Por isso é que sempre defendi a manutenção de Rui Costa nas suas actuais funções, independentemente do presidente eleito em Outubro, porque o seu estágio presidencial tem de ser feito no clube e não fora dele. Além do mais, vejo no perfil de Rui Costa um futuro presidente do Benfica mas num ambiente de completa purificação desportiva. Até lá, espera o Benfica e o próximo presidente do clube, uma enorme batalha pela desmontagem do presente sistema de favorecimento de um clube em relação aos outros.
Por isso, igualmente, a mudança de paradigma. Os benfiquistas suplicam todos os dias pelo extermínio das condições que em Portugal favorece a permanência de um clima de desconfiança nos resultados desportivos. Agora, eu pergunto: Acham mesmo que este é um trabalho para um gestor financeiro, ou para um empresário da construção civil, ou para um dirigente desportivo em começo de carreira, após doze anos passados em Itália, ou para um candidato director de um canal de televisão? Quantos anos é que os benfiquistas vão levar até perceber que o problema do clube não passa pela qualidade dos projectos, pela qualidade das pessoas, mas é um problema de perfil presidencial, um problema de competir num ambiente contaminado pelo favorecimento institucional e pela cristalização de um modelo desigual de tratamento dos clubes?

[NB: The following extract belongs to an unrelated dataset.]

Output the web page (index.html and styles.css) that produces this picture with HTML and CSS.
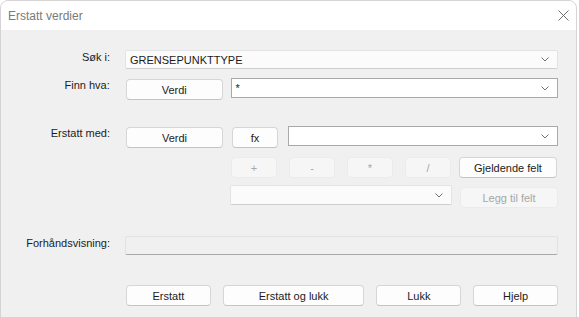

Eu sei que os benfiquistas querem ganhar. Mas devem, finalmente, começar a pensar onde é que se começam a ganhar campeonatos. E os campeonatos, antes de se ganhar no campo, começam a ganhar-se no perfil presidencial de cada clube. Vejam o exemplo do clube que domina em Portugal e tentem adivinhar o que seria desse clube com um presidente que, além do FC Porto, ainda tivesse a preocupação de gerir os seus negócios.